Whether it is novelty or finding one’s voice, these makers are undeniably creative. They use plants and tree bark, local red clay, car mats, crystals, spit, and beer bottle openers to create their art. Each maker’s work is as unique as the hands that created it.

While the potters themselves are constantly innovating and evolving, so is the Charlottesville pottery community as a whole.

“Charlottesville was a hard town to sell pots in,” Crowe said of his past 40-some years in the area. “It’s great with 2-D, film, literature, poetry, theater, but it didn’t have much of a nurturing support base for ceramics when I got here. And that’s changed somewhat.”

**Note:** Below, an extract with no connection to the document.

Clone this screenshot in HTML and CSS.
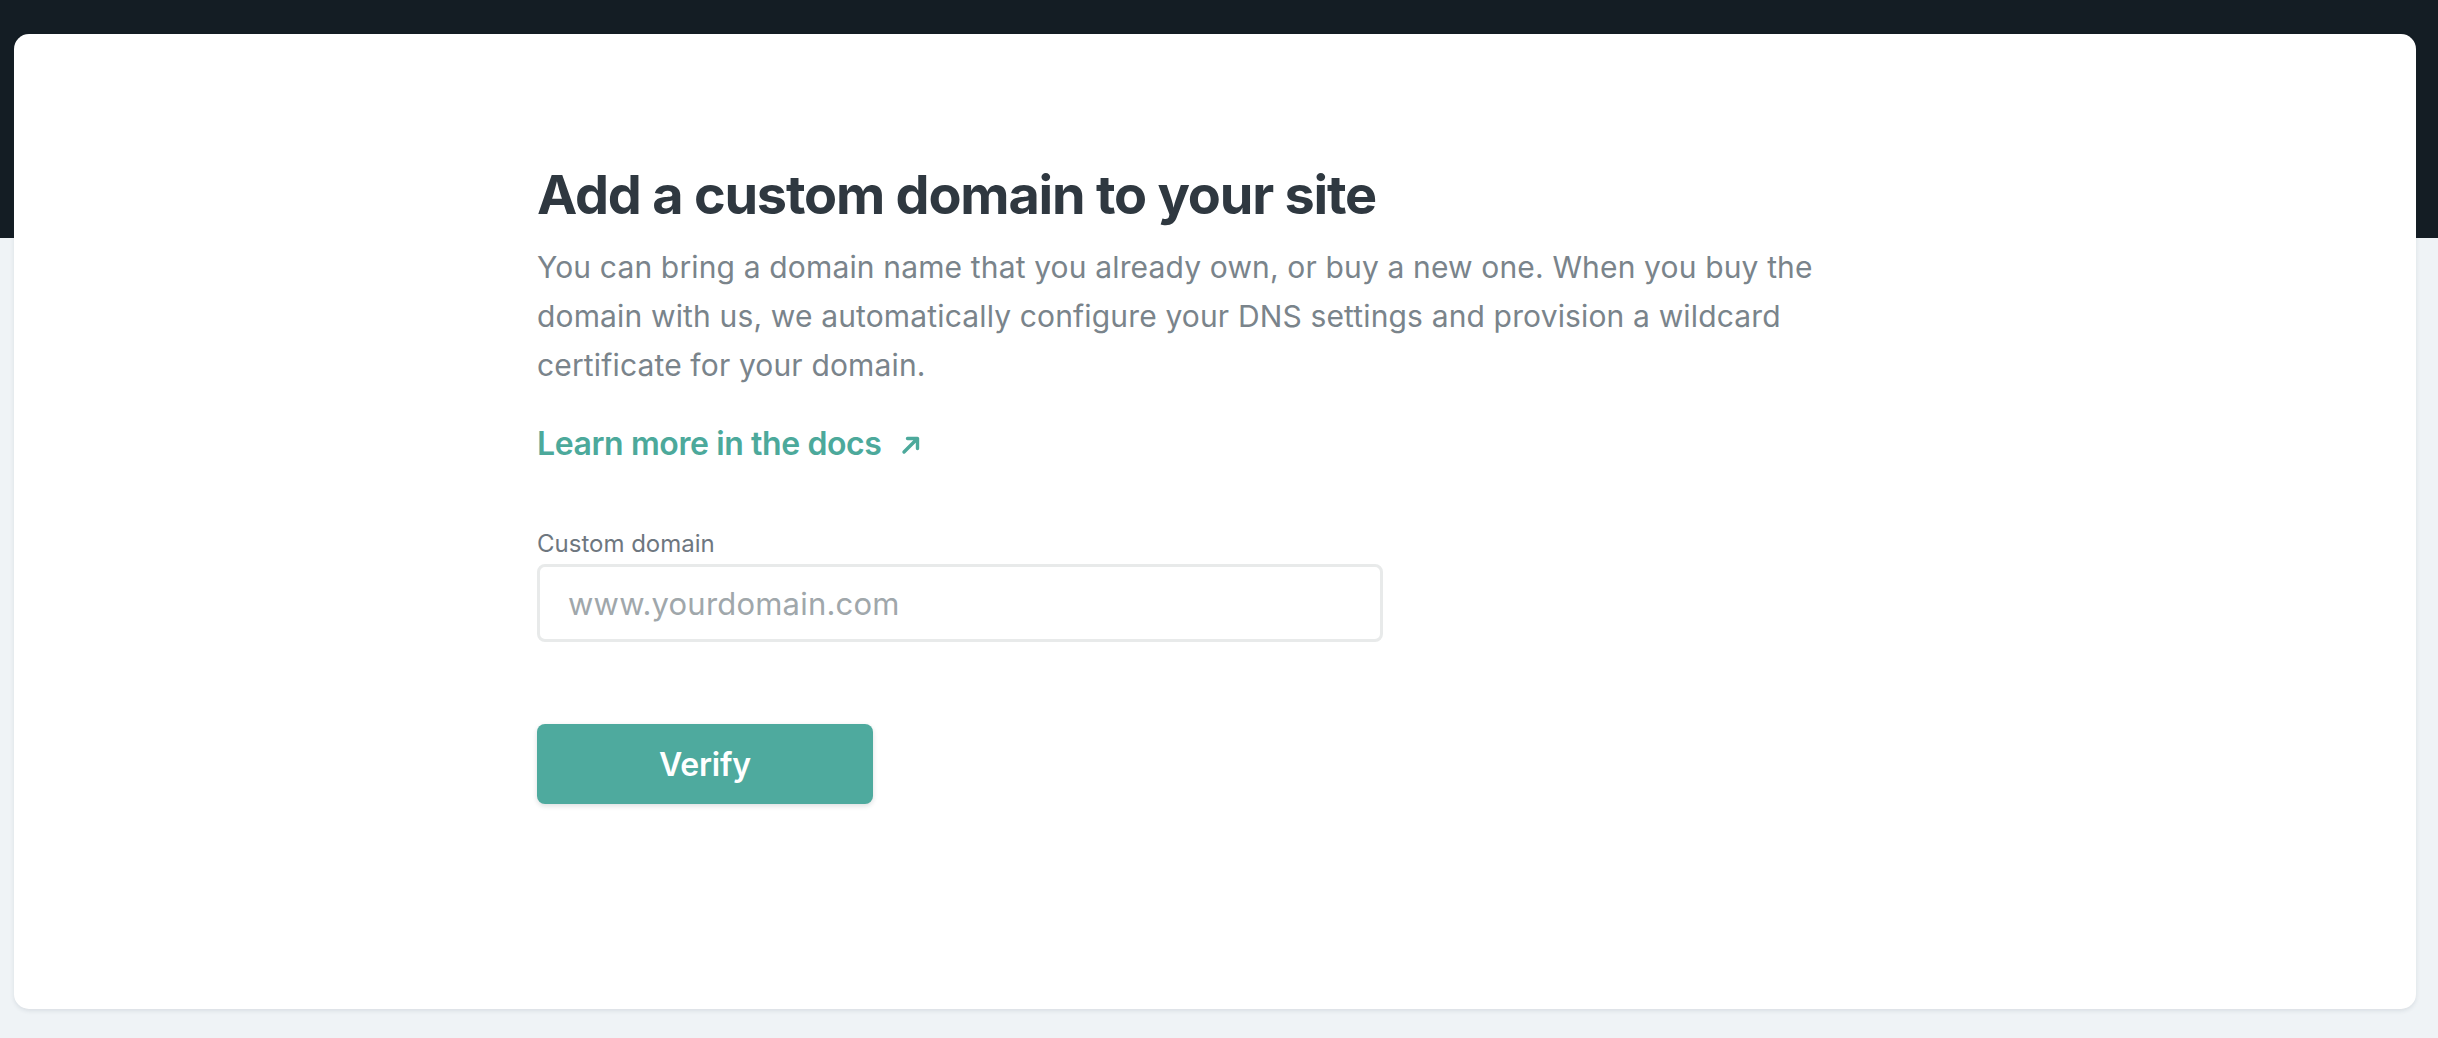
FILE: index.html
```html
<!DOCTYPE html>
<html lang="en">
<head>
<meta charset="utf-8">
<title>Add a custom domain</title>
<link rel="stylesheet" href="styles.css">
</head>
<body>
<div class="page">
  <main class="card">
    <section class="content">
      <h1 class="title">Add a custom domain to your site</h1>
      <p class="lead">You can bring a domain name that you already own, or buy a new one. When you buy the domain with us, we automatically configure your DNS settings and provision a wildcard certificate for your domain.</p>
      <a class="docs-link" href="#">Learn more in the docs
        <svg class="arrow" viewBox="0 0 20 20" width="20" height="20" aria-hidden="true"><path d="M3 17L16.5 3.5M6.5 3.5H16.5V13.5" fill="none" stroke="currentColor" stroke-width="3.4" stroke-linecap="round" stroke-linejoin="round"/></svg>
      </a>
      <form class="form">
        <label class="label" for="domain">Custom domain</label>
        <input class="input" id="domain" type="text" placeholder="www.yourdomain.com">
        <button class="btn" type="button">Verify</button>
      </form>
    </section>
  </main>
</div>
</body>
</html>
```

FILE: styles.css
```css
html, body {
  margin: 0;
  padding: 0;
}
body {
  background: linear-gradient(to bottom, #141d24 0, #141d24 238px, #eff3f6 238px, #eff3f6 100%);
  min-height: 1038px;
  font-family: Inter, "Noto Sans", "Liberation Sans", sans-serif;
}
.page {
  padding: 34px 22px 29px 14px;
}
.card {
  background: #ffffff;
  border-radius: 15px;
  height: 975px;
  box-shadow: 0 2px 4px rgba(30, 50, 70, 0.10);
  box-sizing: border-box;
  padding: 128px 0 0 523px;
}
.content {
  display: flex;
  flex-direction: column;
  align-items: flex-start;
  width: 1340px;
}
.title {
  margin: 0;
  font-size: 54px;
  line-height: 66px;
  font-weight: 700;
  color: #2f3840;
  letter-spacing: -1.2px;
}
.lead {
  margin: 15px 0 0;
  font-size: 30px;
  line-height: 49px;
  color: #7a848b;
  letter-spacing: 0.15px;
  max-width: 1320px;
}
.docs-link {
  margin-top: 34px;
  display: flex;
  align-items: center;
  gap: 20px;
  font-size: 32px;
  line-height: 40px;
  font-weight: 600;
  color: #4ca99b;
  text-decoration: none;
  letter-spacing: -0.4px;
}
.arrow {
  width: 20px;
  height: 20px;
  margin-top: 2px;
}
.form {
  margin-top: 65px;
  display: flex;
  flex-direction: column;
  align-items: flex-start;
}
.label {
  font-size: 24px;
  line-height: 30px;
  color: #6e777f;
  font-weight: 400;
  letter-spacing: 0;
}
.input {
  margin-top: 5px;
  width: 846px;
  height: 78px;
  box-sizing: border-box;
  border: 3px solid #e8eaea;
  border-radius: 8px;
  padding: 0 0 0 28px;
  font-family: inherit;
  font-size: 31px;
  color: #2f3840;
  background: #fff;
  outline: none;
  letter-spacing: 0.2px;
}
.input::placeholder {
  color: #a0a7ab;
}
.btn {
  margin-top: 82px;
  width: 336px;
  height: 80px;
  border: none;
  border-radius: 8px;
  background: #4eaa9e;
  color: #ffffff;
  font-family: inherit;
  font-size: 32px;
  font-weight: 600;
  letter-spacing: -0.2px;
  box-shadow: 0 2px 5px rgba(20, 40, 50, 0.15);
  cursor: pointer;
}
```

As a young face in the ceramics community, Ilsin sees a bright future clouded with new types of challenges. How do you sell your pottery in a crowded online market? What new technologies can augment the handmade forms? But he’s hopeful that a resurgence in the appreciation of the concrete manifestations of the creative processes some people call craft will help the ceramic artists. He even has a sense of humor about it.

“I think that more than surviving it will grow. We might actually be starting a new wave now. There’s a new generation of people who value handmade work,” Ilsin said. “And perhaps that in the end will give way to 3D printing.”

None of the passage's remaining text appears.